Aboriginal Australia

Today, more than ever, you can enter into the world of an ancient culture accompanied by its modern day custodians, descendants of one of the most fascinating and unique cultures on earth. What’s more, you don’t have to go overseas to discover it! Australia’s Aboriginal and Torres Strait Islander peoples have an enormously diverse and complex culture that traces its roots back at least 50,000 years - one of the longest of any society on the planet! You can learn about their culture through art, story telling, dance, music and the land itself. So immerse yourself in the Dreamtime and discover the spirituality, tradition and ceremonies of our great land’s first inhabitants.
Aboriginal Art and Culture
Indigenous Australians are custodians to one of the world’s oldest continuous cultures predating the Roman Empire and the building of the Pyramids. And they’re eager to share their insights into this ancient land through art, story-telling, dance, and music.
You can experience their ancient, fascinating and wonderful culture through specialised tours in places such as Uluru, or by staying in an indigenous community such as at Iga Warta in the Northern Flinders ranges. You can even get a taste for island life on the remote Tiwi Islands in the Arafura Sea, where you’ll meet the tea ladies and learn how to weave pandanus.
Indigenous experiences and tours can also be found in places as unlikely as Melbourne’s Botanic Gardens, along our coast or even on Sydney Harbour aboard the Tribal Warrior. And it’s in our cities too that you’ll find there are great modern-day examples of contemporary Aboriginal Australia - such as the Sydney-based Bangarra Dance Theatre and Perth’s Black Swan Theatre.
Whether it’s rock art and cave drawings from 50,000 years ago, or the work of our modern day western desert artists, working in co-operatives such as Papunya Tula, you can immerse yourself in a wealth of Indigenous art and culture right across Australia.
Aboriginal Dreamtime
Aboriginal Australians were explaining their existence by telling stories about the land and animals around them long before the ancient Egyptians built the pyramids.
The Aboriginal people are spiritually connected to the land and believe all life as it is today - human, animal, bird and fish - is part of a vast unchanging network of relationships which can be traced to the Great Spirit ancestors of the Dreamtime. Through ceremonial songs and dances they use the Dreamtime to tell the story of the development of our ancient land.

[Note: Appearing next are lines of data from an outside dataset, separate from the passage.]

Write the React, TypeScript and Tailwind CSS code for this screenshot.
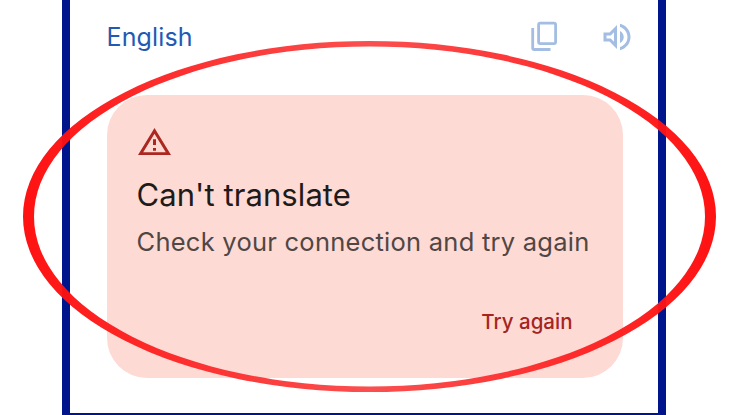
function CopyIcon() {
  return (
    <svg className="w-[26px] h-[30px]" viewBox="0 0 26 30" fill="none" stroke="#a3bde3" strokeWidth="2.8">
      <rect x="7.6" y="2.2" width="17" height="20.4" rx="1.6" />
      <path d="M1.7 7v20.3a1.2 1.2 0 0 0 1.2 1.2H19.5" />
    </svg>
  );
}

function SpeakerIcon() {
  return (
    <svg className="w-9 h-9" viewBox="0 0 24 24" fill="#a3bde3">
      <path d="M3 9v6h4l5 5V4L7 9H3zm7-.17v6.34L7.83 13H5v-2h2.83L10 8.83zM16.5 12c0-1.77-1.02-3.29-2.5-4.03v8.05c1.48-.73 2.5-2.25 2.5-4.02zM14 3.23v2.06c2.89.86 5 3.54 5 6.71s-2.11 5.85-5 6.71v2.06c4.01-.91 7-4.49 7-8.77s-2.99-7.86-7-8.77z" />
    </svg>
  );
}

function WarningIcon() {
  return (
    <svg className="w-[33px] h-[27px]" viewBox="1 2 22 19" preserveAspectRatio="none" fill="#ab271f">
      <path d="M12 5.99L19.53 19H4.47L12 5.99M12 2L1 21h22L12 2zm1 14h-2v2h2v-2zm0-6h-2v4h2v-4z" />
    </svg>
  );
}

function HighlightRing() {
  return (
    <svg className="absolute inset-0 pointer-events-none" width="739" height="415" viewBox="0 0 739 415">
      <defs>
        <linearGradient id="ring" x1="0" x2="1" y1="0" y2="0">
          <stop offset="0" stopColor="#ff0808" />
          <stop offset="0.12" stopColor="#fe1a1a" />
          <stop offset="0.5" stopColor="#fa4848" />
          <stop offset="0.88" stopColor="#fe1a1a" />
          <stop offset="1" stopColor="#ff0808" />
        </linearGradient>
      </defs>
      <path
        fill="url(#ring)"
        fillOpacity="0.96"
        fillRule="evenodd"
        d="M23 216.5a346.5 175.5 0 1 1 693 0a346.5 175.5 0 1 1 -693 0zM34 216.5a335.5 170 0 1 0 671 0a335.5 170 0 1 0 -671 0z"
      />
    </svg>
  );
}

export default function App() {
  return (
    <div className="relative w-[739px] h-[415px] overflow-hidden bg-white font-['Inter',sans-serif]">
      <div className="ml-[62px] w-[604px] h-full flex flex-col border-x-8 border-b-2 border-[#00148c] pl-[36.5px] pr-[35.5px]">
        <div className="h-[95px] flex items-start justify-between">
          <span className="mt-[19px] text-[25px] leading-9 tracking-[0.15px] text-[#1f5ab5]">English</span>
          <div className="flex items-start">
            <button className="mt-[21px] mr-[41.5px]">
              <CopyIcon />
            </button>
            <button className="mt-[19px] mr-[-12px]">
              <SpeakerIcon />
            </button>
          </div>
        </div>

        <div className="w-[516px] h-[283px] shrink-0 rounded-[40px] bg-[#fedad4] pl-[31px] pr-[50px] pt-[33px] flex flex-col items-start">
          <div className="ml-[0.5px]">
            <WarningIcon />
          </div>
          <h1 className="-ml-px mt-5 text-[31px] leading-10 whitespace-nowrap tracking-[0.08px] text-[#201a19]">
            Can't translate
          </h1>
          <p className="-ml-px mt-[9px] text-[25.5px] leading-9 whitespace-nowrap tracking-[0.25px] text-[#504745]">
            Check your connection and try again
          </p>
          <button className="mt-[48px] self-end text-[20.5px] leading-7 font-medium whitespace-nowrap text-[#a5251e]">
            Try again
          </button>
        </div>
      </div>
      <HighlightRing />
    </div>
  );
}
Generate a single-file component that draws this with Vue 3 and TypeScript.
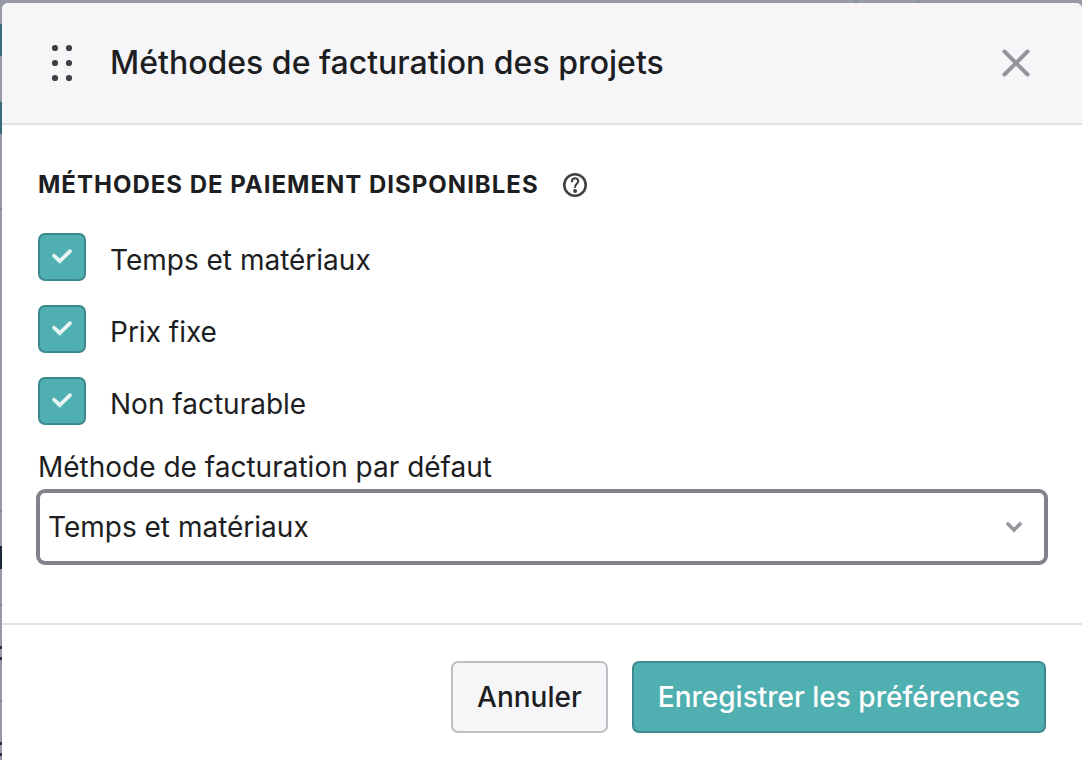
<script setup lang="ts">
import { ref } from 'vue'

interface BillingMethod {
  id: string
  label: string
  enabled: boolean
}

const methods = ref<BillingMethod[]>([
  { id: 'time', label: 'Temps et matériaux', enabled: true },
  { id: 'fixed', label: 'Prix fixe', enabled: true },
  { id: 'none', label: 'Non facturable', enabled: true },
])
const defaultMethod = ref('time')
</script>

<template>
  <div class="backdrop">
    <section class="modal" role="dialog" aria-labelledby="dialog-title">
      <header class="header">
        <svg class="grip" width="24" height="40" viewBox="0 0 24 40" aria-hidden="true">
          <g fill="#414145">
            <circle cx="5" cy="5" r="3.1" /><circle cx="19" cy="5" r="3.1" />
            <circle cx="5" cy="20" r="3.1" /><circle cx="19" cy="20" r="3.1" />
            <circle cx="5" cy="35" r="3.1" /><circle cx="19" cy="35" r="3.1" />
          </g>
        </svg>
        <h2 id="dialog-title" class="title">Méthodes de facturation des projets</h2>
        <button class="close" type="button" aria-label="Fermer">
          <svg width="28" height="28" viewBox="0 0 28 28" aria-hidden="true">
            <path d="M2.5 2.5L25.5 25.5M25.5 2.5L2.5 25.5" fill="none" stroke="#94949d" stroke-width="4" stroke-linecap="round" />
          </svg>
        </button>
      </header>

      <form id="billing" class="body" @submit.prevent>
        <fieldset class="group">
          <legend class="legend">
            <span class="legend-text">Méthodes de paiement disponibles</span>
            <button class="help" type="button" aria-label="Aide">
              <svg width="24" height="24" viewBox="0 0 24 24" fill="none" stroke="#414145" aria-hidden="true">
                <circle cx="12" cy="12" r="10.7" stroke-width="2.6" />
                <path d="M8.9 8.4C9.1 6.4 10.3 5.3 12.1 5.3C13.9 5.3 15.2 6.5 15.2 8.2C15.2 10.6 12.1 11 12.1 14" stroke-width="2.1" stroke-linecap="round" />
                <circle cx="12.1" cy="17.9" r="2" fill="#414145" stroke="none" />
              </svg>
            </button>
          </legend>
          <div class="options">
            <label v-for="m in methods" :key="m.id" class="option">
              <span class="box">
                <input v-model="m.enabled" class="check" type="checkbox" />
                <svg v-if="m.enabled" class="tick" width="24" height="20" viewBox="0 0 24 20" aria-hidden="true">
                  <path d="M4 8.7L9.7 14.2L20 4.2" fill="none" stroke="#e6f4f4" stroke-width="3.8" stroke-linecap="round" />
                </svg>
              </span>
              <span class="option-text">{{ m.label }}</span>
            </label>
          </div>
        </fieldset>

        <label class="select-label" for="default-method">Méthode de facturation par défaut</label>
        <div class="select-wrap">
          <select id="default-method" v-model="defaultMethod" class="select">
            <option v-for="m in methods" :key="m.id" :value="m.id">{{ m.label }}</option>
          </select>
          <svg class="chevron" width="16" height="12" viewBox="0 0 16 12" aria-hidden="true">
            <path d="M2 3L8 9L14 3" fill="none" stroke="#94949d" stroke-width="3.6" stroke-linecap="round" />
          </svg>
        </div>
      </form>

      <footer class="footer">
        <button class="btn secondary" type="button">Annuler</button>
        <button class="btn primary" type="submit" form="billing">Enregistrer les préférences</button>
      </footer>
    </section>
  </div>
</template>

<style>
body {
  margin: 0;
}
</style>

<style scoped>
* {
  box-sizing: border-box;
}

.backdrop {
  min-height: 100vh;
  display: flex;
  padding: 3px 0 0 2px;
  font-family: Inter, "Liberation Sans", sans-serif;
  font-size: 28px;
  color: #1d1e22;
  background:
    linear-gradient(#858b97, #858b97) 855px 0 / 2px 3px no-repeat,
    linear-gradient(#858b97, #858b97) 917px 0 / 2px 3px no-repeat,
    linear-gradient(#356b78, #356b78) 0 24px / 2px 32px no-repeat,
    linear-gradient(#356b78, #356b78) 0 102px / 2px 32px no-repeat,
    linear-gradient(#7e8491, #7e8491) 0 208px / 2px 2px no-repeat,
    linear-gradient(#7e8491, #7e8491) 0 510px / 2px 2px no-repeat,
    linear-gradient(#1e2538, #1e2538) 0 546px / 2px 23px no-repeat,
    linear-gradient(#7e8491, #7e8491) 0 604px / 2px 2px no-repeat,
    linear-gradient(#2b3144, #2b3144) 0 646px / 2px 3px no-repeat,
    linear-gradient(#2b3144, #2b3144) 0 657px / 2px 3px no-repeat,
    linear-gradient(#7e8491, #7e8491) 0 700px / 2px 2px no-repeat,
    linear-gradient(#2b3144, #2b3144) 0 742px / 2px 3px no-repeat,
    linear-gradient(#2b3144, #2b3144) 0 753px / 2px 3px no-repeat,
    #959aa5;
}

.modal {
  flex: 1;
  min-width: 0;
  display: flex;
  flex-direction: column;
  background: #fff;
  border-radius: 6px 6px 0 0;
  overflow: hidden;
}

.header {
  display: flex;
  align-items: center;
  min-height: 122px;
  padding: 0 48px;
  background: #f6f6f9;
  border-bottom: 2px solid #e3e3e5;
}

.grip {
  flex: none;
  margin-right: 36px;
}

.title {
  flex: 1;
  margin: 0;
  font-size: 32px;
  line-height: 40px;
  font-weight: 500;
}

button {
  font: inherit;
  color: inherit;
  cursor: pointer;
}

.close,
.help {
  display: flex;
  padding: 0;
  border: 0;
  background: none;
}

.close {
  padding: 4px;
}

.body {
  display: flex;
  flex-direction: column;
  padding: 36px 36px 60px;
}

.group {
  margin: 0 0 20px;
  padding: 0;
  border: 0;
  min-width: 0;
}

.legend {
  display: flex;
  align-items: center;
  gap: 24px;
  height: 48px;
  padding: 0;
}

.legend-text {
  font-size: 24px;
  line-height: 48px;
  font-weight: 700;
  letter-spacing: 1px;
  text-transform: uppercase;
}

.options {
  display: flex;
  flex-direction: column;
  gap: 24px;
  padding-top: 24px;
}

.option {
  display: flex;
  align-items: center;
  gap: 24px;
}

.box {
  display: grid;
  place-items: center;
}

.check,
.tick {
  grid-area: 1 / 1;
}

.tick {
  pointer-events: none;
}

.check {
  appearance: none;
  width: 48px;
  height: 48px;
  margin: 0;
  border: 2px solid #bfbfc5;
  border-radius: 7px;
  background: #fff;
}

.check:checked {
  border-color: #3d8a8e;
  background: #50afb1;
}

.option-text {
  padding-top: 6px;
  line-height: 42px;
}

.select-label {
  line-height: 44px;
  margin-bottom: 2px;
}

.select-wrap {
  display: grid;
  align-items: center;
}

.select,
.chevron {
  grid-area: 1 / 1;
}

.select {
  appearance: none;
  width: 100%;
  height: 72px;
  padding: 0 48px 0 8px;
  border: 2px solid #83828b;
  border-radius: 7px;
  box-shadow: 0 0 0 2px #83828b;
  outline: 0;
  background: #fff;
  color: inherit;
  font: inherit;
}

.chevron {
  justify-self: end;
  margin-right: 24px;
  pointer-events: none;
}

.footer {
  flex: 1;
  display: flex;
  justify-content: flex-end;
  align-items: flex-start;
  flex-wrap: wrap;
  gap: 24px;
  padding: 36px 36px 27px;
  border-top: 2px solid #e3e3e5;
}

.btn {
  height: 72px;
  padding: 0 24px;
  border: 2px solid #bfbfc5;
  border-radius: 7px;
  background: #f6f6f9;
  font-weight: 500;
}

.primary {
  border-color: #3d8a8e;
  background: #50afb1;
  color: #fff;
}
</style>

You too can go on a 50,000 year journey as you hear the Dreamtime stories of tribal elders in the Outback and tour remote and sacred lands with their Aboriginal custodians. You can listen to the legend of Namarrgon, the Lightning Man, in Kakadu National Park, discover Dreamtime Quinkans in Cape York’s Laura region or take a Dreamtime walk and retrace the steps of the Liru ancestors near Uluru. You can even immerse yourself in a modern-day Dreaming Festival in Woodford on Queensland’s Sunshine Coast.
As you explore the Aboriginal songline stories of Creation you’ll learn how Dreaming trails crisscross Australia, connecting important waterholes, food sources and landmarks. So go on, create a songline of your own.
Aboriginal Food
Any Aussie worth their salt knows that bush tucker refers to the huge variety of herbs, spices, mushrooms, fruits, flowers, vegetables, animals, birds, reptiles and insects that are native to the country. Once only found in the diet of indigenous Australians, native foods, however, are popping up on menus across the country and commercially produced versions are creeping onto the shelves of our supermarkets.
With Australian chefs experimenting more and more with its unusual and delicate flavours, there are plenty of opportunities to taste-test bush tucker. You can try an indigenous restaurant, or eat in a gourmet restaurant that just happens to have native ingredients such as emu or kangaroo on the menu.
Better yet, go on a bush tucker tour with Aboriginal Australians in the Outback. They’ll lead you back through time to places where you can find and cook our native bush foods in the wild. They’ll show you how they’ve survived off the land for centuries, by catching animals, digging up roots, eating leaves and even using them as medicine.
Whether you take a tour and learn to hunt for traditional bush tucker, or choose to buy some native produce at a local market and cook up a storm - don’t to miss the opportunity to taste the world’s oldest cuisine.